Le ZAN, un bien commun ?
Forcément, sans considération juridique précise du sol, la notion d’artificialisation est en droit très floue. « C’est en fait la lutte contre l’étalement urbain qui guide les documents d’urbanisme et de planification, Sraddet, Scot et PLU. Du coup ils promeuvent la libération du foncier pour densifier, au détriment des terres agricoles. » Que faire ? Maylis Desrousseaux a des idées : renforcer les procédures consultatives comme celles des CDPENAF (commissions de préservation des espaces naturels, agricoles et forestiers) et prendre en compte la qualité des sols dans les documents d’urbanisme et de planification. « Il faudrait aussi exiger que les mécanismes d’études d’impact s’appliquent à tout, y compris aux parkings de moins de 50 places ou aux villages de vacances de moins d’1 ha, qui en sont exclus ! » Ceci fait, demander que tout aménagement soit réversible, de façon qu’en cas de faillite ou de cessation d’activités, la friche puisse être facilement réinvestie ou retourner à l’état de nature. Par ailleurs, en Slovaquie, en Allemagne, en Suisse, en République Tchèque, il existe des systèmes de compensation et de taxes qui rendent coûteux l’artificialisation.
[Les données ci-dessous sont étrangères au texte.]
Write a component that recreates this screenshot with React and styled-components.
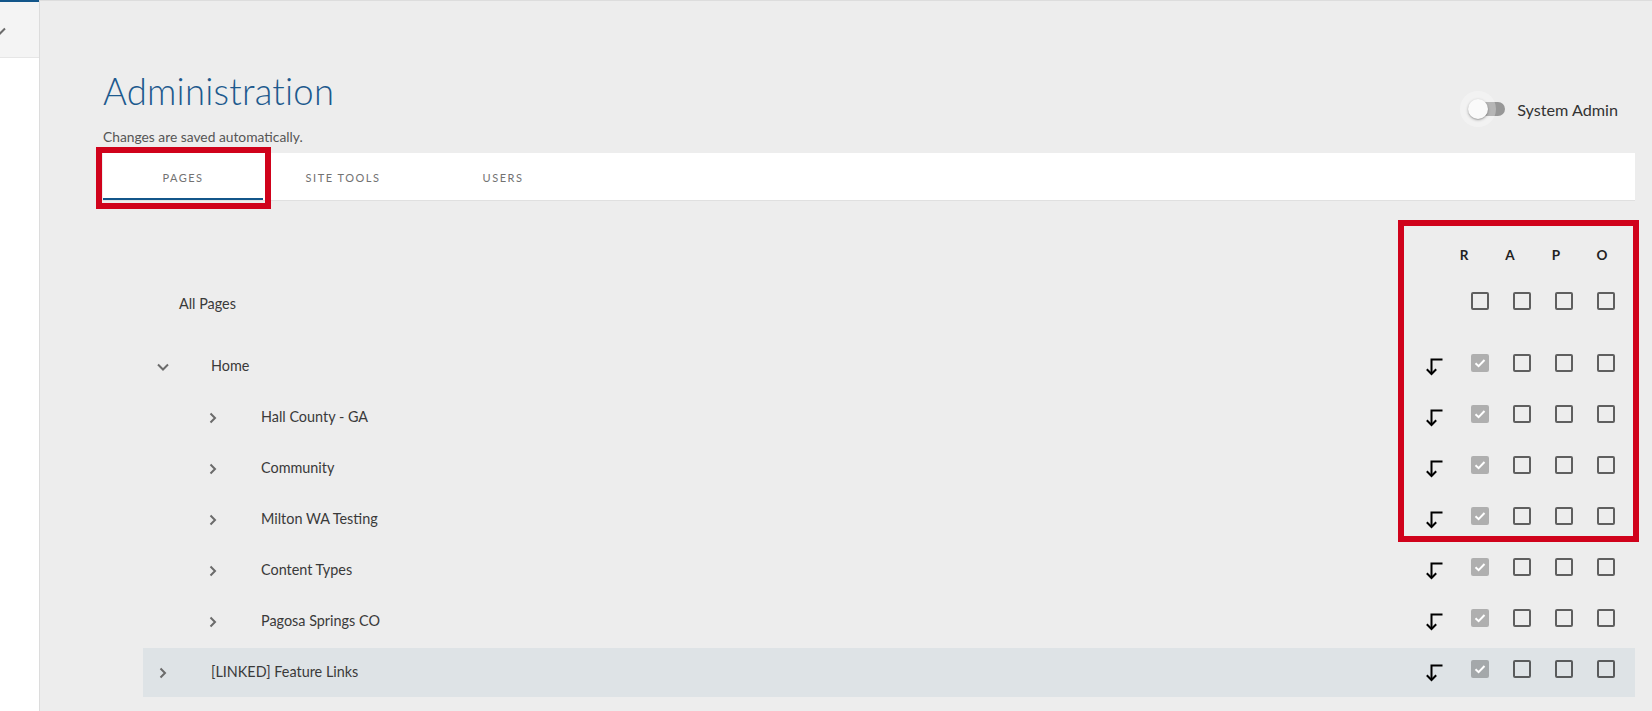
import React from 'react';
import styled, { createGlobalStyle } from 'styled-components';

const GlobalStyle = createGlobalStyle`
  html, body { margin: 0; padding: 0; }
  body {
    font-family: Lato, "Open Sans", "Liberation Sans", sans-serif;
    background: #ffffff;
    overflow: hidden;
  }
  * { box-sizing: border-box; }
`;

const pages = [
  { id: 'home', label: 'Home', level: 0, open: true },
  { id: 'hall', label: 'Hall County - GA', level: 1 },
  { id: 'community', label: 'Community', level: 1 },
  { id: 'milton', label: 'Milton WA Testing', level: 1 },
  { id: 'content', label: 'Content Types', level: 1 },
  { id: 'pagosa', label: 'Pagosa Springs CO', level: 1 },
  { id: 'linked', label: '[LINKED] Feature Links', level: 0, shaded: true },
];

const tabs = ['Pages', 'Site Tools', 'Users'];
const perms = ['R', 'A', 'P', 'O'];

function ChevronDown() {
  return (
    <svg width="12" height="12" viewBox="0 0 12 12">
      <polyline points="1,3.5 6,8.5 11,3.5" fill="none" stroke="#6b6b6b" strokeWidth="2" />
    </svg>
  );
}

function ChevronRight() {
  return (
    <svg width="12" height="12" viewBox="0 0 12 12">
      <polyline points="3.5,1.5 8,6 3.5,10.5" fill="none" stroke="#6b6b6b" strokeWidth="2" />
    </svg>
  );
}

function InheritArrow() {
  return (
    <svg width="18" height="18" viewBox="0 0 18 18">
      <path d="M17.5 1.5 H6.5 V16" fill="none" stroke="#000" strokeWidth="2" />
      <polyline points="1.8,11.3 6.5,16 11.2,11.3" fill="none" stroke="#000" strokeWidth="2" />
    </svg>
  );
}

function Check({ checked }) {
  return (
    <Box checked={checked}>
      {checked && (
        <svg width="14" height="14" viewBox="0 0 14 14">
          <polyline points="2.5,7.2 5.6,10.2 11.5,4" fill="none" stroke="#fff" strokeWidth="2" />
        </svg>
      )}
    </Box>
  );
}

export default function App() {
  return (
    <>
      <GlobalStyle />
      <Shell>
        <Sidebar>
          <SideTop>
            <SideToggle>
              <ChevronDown />
            </SideToggle>
          </SideTop>
        </Sidebar>

        <Main>
          <Header>
            <div>
              <Title>Administration</Title>
              <Subtitle>Changes are saved automatically.</Subtitle>
            </div>
            <SwitchGroup>
              <Switch>
                <Track />
                <Halo />
                <Knob />
              </Switch>
              <SwitchLabel>System Admin</SwitchLabel>
            </SwitchGroup>
          </Header>

          <TabBar>
            {tabs.map((t, i) => (
              <Tab key={t} active={i === 0}>
                {t}
                {i === 0 && <Highlight />}
              </Tab>
            ))}
          </TabBar>

          <Tree>
            <PermHeader>
              {perms.map((p) => (
                <PermLetter key={p}>{p}</PermLetter>
              ))}
            </PermHeader>

            <AllRow>
              <AllLabel>All Pages</AllLabel>
              <Boxes>
                {perms.map((p) => (
                  <Check key={p} />
                ))}
              </Boxes>
            </AllRow>

            {pages.map((pg) => (
              <PageRow key={pg.id} shaded={pg.shaded}>
                <Expand level={pg.level}>
                  {pg.open ? <ChevronDown /> : <ChevronRight />}
                </Expand>
                <PageLabel>{pg.label}</PageLabel>
                <Rights>
                  <InheritArrow />
                  <Boxes>
                    {perms.map((p, i) => (
                      <Check key={p} checked={i === 0} />
                    ))}
                  </Boxes>
                </Rights>
              </PageRow>
            ))}

            <Highlight area />
          </Tree>
        </Main>
      </Shell>
    </>
  );
}

const Shell = styled.div`
  display: flex;
  height: 100vh;
`;

const Sidebar = styled.aside`
  width: 40px;
  flex: none;
  background: #ffffff;
  border-right: 1px solid #dcdcdc;
  overflow: hidden;
`;

const SideTop = styled.div`
  height: 58px;
  background: #f4f4f4;
  border-top: 2px solid #13568a;
  border-bottom: 1px solid #e6e6e6;
  position: relative;
`;

const SideToggle = styled.div`
  position: absolute;
  left: -6px;
  top: 23px;
  width: 12px;
  height: 12px;
  display: flex;
`;

const Main = styled.main`
  flex: 1;
  background: #ededed;
  border-top: 1px solid #dddddd;
  padding: 69px 17px 0 63px;
  min-width: 0;
`;

const Header = styled.header`
  display: flex;
  justify-content: space-between;
  align-items: flex-start;
`;

const Title = styled.h1`
  margin: 0;
  font-family: Lato, "Liberation Sans", sans-serif;
  font-weight: 300;
  font-size: 36.5px;
  line-height: 1.2;
  color: #1d5a8e;
  letter-spacing: 0.2px;
`;

const Subtitle = styled.p`
  margin: 15px 0 0;
  font-size: 13.8px;
  line-height: 1.2;
  color: #555555;
`;

const SwitchGroup = styled.div`
  display: flex;
  align-items: center;
  margin-top: 29px;
  padding-right: 17px;
  gap: 12px;
`;

const Switch = styled.div`
  position: relative;
  width: 37px;
  height: 20px;
  margin-left: 8px;
`;

const Track = styled.div`
  position: absolute;
  left: 3px;
  top: 3px;
  width: 34px;
  height: 14px;
  border-radius: 7px;
  background: #979797;
`;

const Halo = styled.div`
  position: absolute;
  left: -8px;
  top: -8px;
  width: 36px;
  height: 36px;
  border-radius: 50%;
  background: rgba(255, 255, 255, 0.3);
`;

const Knob = styled.div`
  position: absolute;
  left: 0;
  top: 0;
  width: 20px;
  height: 20px;
  border-radius: 50%;
  background: #fafafa;
  box-shadow: 0 1px 3px rgba(0, 0, 0, 0.3), 0 1px 1px rgba(0, 0, 0, 0.12);
`;

const SwitchLabel = styled.span`
  font-size: 16.2px;
  color: #333333;
`;

const TabBar = styled.nav`
  display: flex;
  margin-top: 8px;
  height: 48px;
  background: #ffffff;
  border-bottom: 1px solid #e0e0e0;
`;

const Tab = styled.div`
  position: relative;
  width: 160px;
  display: flex;
  align-items: center;
  justify-content: center;
  padding-top: 2px;
  text-transform: uppercase;
  font-size: 11px;
  letter-spacing: 1.5px;
  color: #727272;
  box-shadow: ${(p) => (p.active ? 'inset 0 -2px 0 #13568a' : 'none')};
`;

const Highlight = styled.div`
  position: absolute;
  border: 6px solid #d0021b;
  pointer-events: none;
  ${(p) =>
    p.area
      ? `top: 19px; right: -4px; width: 241px; height: 322px;`
      : `top: -6px; left: -7px; right: -8px; bottom: -9px;`}
`;

const Tree = styled.section`
  position: relative;
  margin-left: 40px;
  padding-top: 40px;
`;

const PermHeader = styled.div`
  display: flex;
  justify-content: flex-end;
  height: 30px;
  padding-right: 10px;
  margin-bottom: 9px;
`;

const PermLetter = styled.div`
  width: 46px;
  display: flex;
  align-items: center;
  justify-content: center;
  padding-bottom: 2px;
  font-size: 13.5px;
  font-weight: 700;
  color: #222222;
`;

const AllRow = styled.div`
  display: flex;
  align-items: center;
  height: 49px;
  padding: 0 20px 0 36px;
  margin-bottom: 13px;
`;

const AllLabel = styled.span`
  flex: 1;
  font-size: 14.4px;
  color: #3a3a3a;
  margin-bottom: 2px;
`;

const PageRow = styled.div`
  display: flex;
  align-items: center;
  height: 49px;
  margin-bottom: 2px;
  padding-right: 20px;
  background: ${(p) => (p.shaded ? '#dee3e6' : 'transparent')};
`;

const Expand = styled.div`
  width: 40px;
  margin-left: ${(p) => p.level * 50}px;
  display: flex;
  justify-content: center;
  align-items: center;
  flex: none;
`;

const PageLabel = styled.span`
  flex: 1;
  margin-left: 28px;
  margin-bottom: 2px;
  font-size: 14.4px;
  color: #3a3a3a;
`;

const Rights = styled.div`
  display: flex;
  align-items: center;
  svg { display: block; }
`;

const Boxes = styled.div`
  display: flex;
  gap: 24px;
  margin-left: 28px;
  margin-bottom: 7px;
`;

const Box = styled.div`
  width: 18px;
  height: 18px;
  border-radius: 2px;
  display: flex;
  align-items: center;
  justify-content: center;
  border: ${(p) => (p.checked ? 'none' : '2px solid rgba(0, 0, 0, 0.6)')};
  background: ${(p) => (p.checked ? 'rgba(0, 0, 0, 0.26)' : 'transparent')};
`;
Tout de même, les choses avancent, en France. Dans notre inconscient collectif, le seul fait de parler des ZAN n’est pas rien. Que le préfet de la région Auvergne-Rhône-Alpes ait pu parler des sols, en juin 2019 lors d’un colloque à Lyon, comme d’un « bien commun de la nation » n’est pas anodin. C’est même en soi extraordinaire dans un pays qui considère le droit de propriété en tant que « droit naturel et imprescriptible » (Déclaration des droits de l’homme et du citoyen) « inviolable et sacré dont nul ne peut être privé [si ce n’est lorsque la nécessité publique, légalement constatée, l’exige évidemment, et sous la condition d’une juste et préalable indemnité] » (Constitution). Une seconde révolution, qui remettrait en cause le premier acquis de la Révolution, serait-elle en cours ? Sans doute, car la proposition de loi du député Lagleize portant sur la réduction du coût du foncier a été adoptée au Parlement en novembre 2019. Elle est toujours dans la navette parlementaire. Elle propose d’élargir à l’ensemble du marché immobilier la séparation du foncier du bâti. Voilà un fantasme de juriste, un tabou, enfin réalisé, au moins dans la sémantique. Le ZAN semble bien parti.